Not much correlation can be derived from the heatmap, with correlation data at a max value of 0.1.


In [None]:
#Checking columns for na values to be imputed

df.columns[df.isna().any()]

In [None]:
#Filling missing na values with Unknown
df.fillna(0, inplace=True)
df.head(20)

In [None]:
#grouping stats by race
df.groupby("race").count()

We can see that majority of the cases belong to victims of the race 'White Non-Hispanic'.

In [None]:
#replacing race columns so they are less confusing
df.replace(to_replace = ['A'], value = ['Asian'], inplace = True)
df.replace(to_replace = ['B'], value = ['Black'], inplace = True)
df.replace(to_replace = ['H'], value = ['Hispanic'], inplace = True)
df.replace(to_replace = ['N'], value = ['Native American'], inplace = True)
df.replace(to_replace = ['O'], value = ['Other'], inplace = True)
df.replace(to_replace = ['W'], value = ['White'], inplace = True)
df.head(20)


In [None]:
df.groupby("gender").count()

There is a significantly higher male to female ratio in the cases as seen above.

In [None]:
df['manner_of_death'].value_counts()

Significantly larger amount of victims were shot, instead of being shot and tasered.

In [None]:
#rough overview of age groups involved
df.groupby('age').describe()


In [None]:
#grouping by state
df['state'].value_counts()

It can be observed that most were from the state 'CA'.

# **Data visualizations**

In [None]:
deathbyshooting=df[df['manner_of_death']=='shot']
fig = px.histogram(deathbyshooting,x='race',color='race')
fig.show()

The largest percentage of deaths were of the 'White' race, as can be seen by the longest red bar. The fewest deaths belong to the 'Other' category.

In [None]:
#Histogram displaying cases by age groups
fig = px.histogram(df['age'],x='age',color='age')
fig.show()

As can be seen from the graph above, most of the case victims belong to the age group of 20-30 years old. There is a declining trend observed with increasing age.

In [None]:
fig = px.histogram(df['state'],x='state',color='state')
fig.show()

Highest number of cases occuring in California, with a count of 790.

In [None]:
sns.countplot(x = "manner_of_death", data = df)

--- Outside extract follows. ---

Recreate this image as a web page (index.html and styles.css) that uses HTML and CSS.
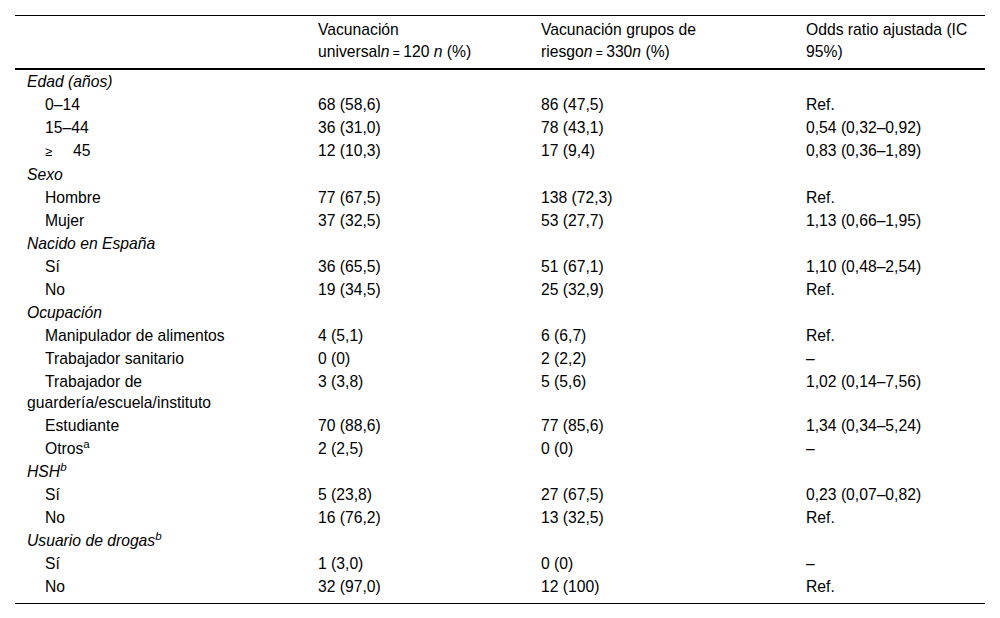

A supermajority of cases involved victims being shot, instead of getting shot and tasered.

In [None]:

fig = px.histogram(df['armed'],x='armed',color='armed')
fig.show()

A significant majority of the people were armed, mostly with guns and knives. There are 353 unarmed cases as well.

In [None]:
#Taking a closer look at unarmed cases
unarmedcases = df.loc[df.armed == 'unarmed']
unarmedcases

In [None]:
fig = px.histogram(unarmedcases,x='race',color='race')
fig.show()

Most of the unarmed cases consisted of people belonging to the 'White' race.

In [None]:
fig = px.histogram(unarmedcases,x='gender',color='gender')
fig.show()

A significantly large proportion of unarmed victims were male.

In [None]:
fig = px.histogram(unarmedcases,x='flee',color='flee')
fig.show()

Most of the unarmed cases did not flee.

In [None]:
import plotly.figure_factory as ff
np.random.seed(1)
x = df['age']
hist_data = [x]
group_labels = ['Age']
fig = ff.create_distplot(hist_data, group_labels)
fig.show()

More visualizations to show the distribution of the overall age groups.

In [None]:
mentallyill = df[df.signs_of_mental_illness==True]
mentallyill = mentallyill[['year','race']]
mentallyill['kills'] = 1
mentallyill = mentallyill.groupby(['year','race']).sum()
mentallyill = mentallyill.reset_index()
fig = px.bar(mentallyill, y='kills', x='year',color='race', barmode='group')
fig.show()

Most of the victims who were mentally ill were shot in 2015, with a majority being White.

Similar results for the unarmed cases.

# Conclusion

Most of the cases occured in California, with a majority of victims being White and male.
There has been a decline in the number of shooting cases.
Largest count of age groups belong to 20-30 years old.
Similar statistics were shown for the unarmed cases, no particular relation to race or gender with respect to the unarmed cases.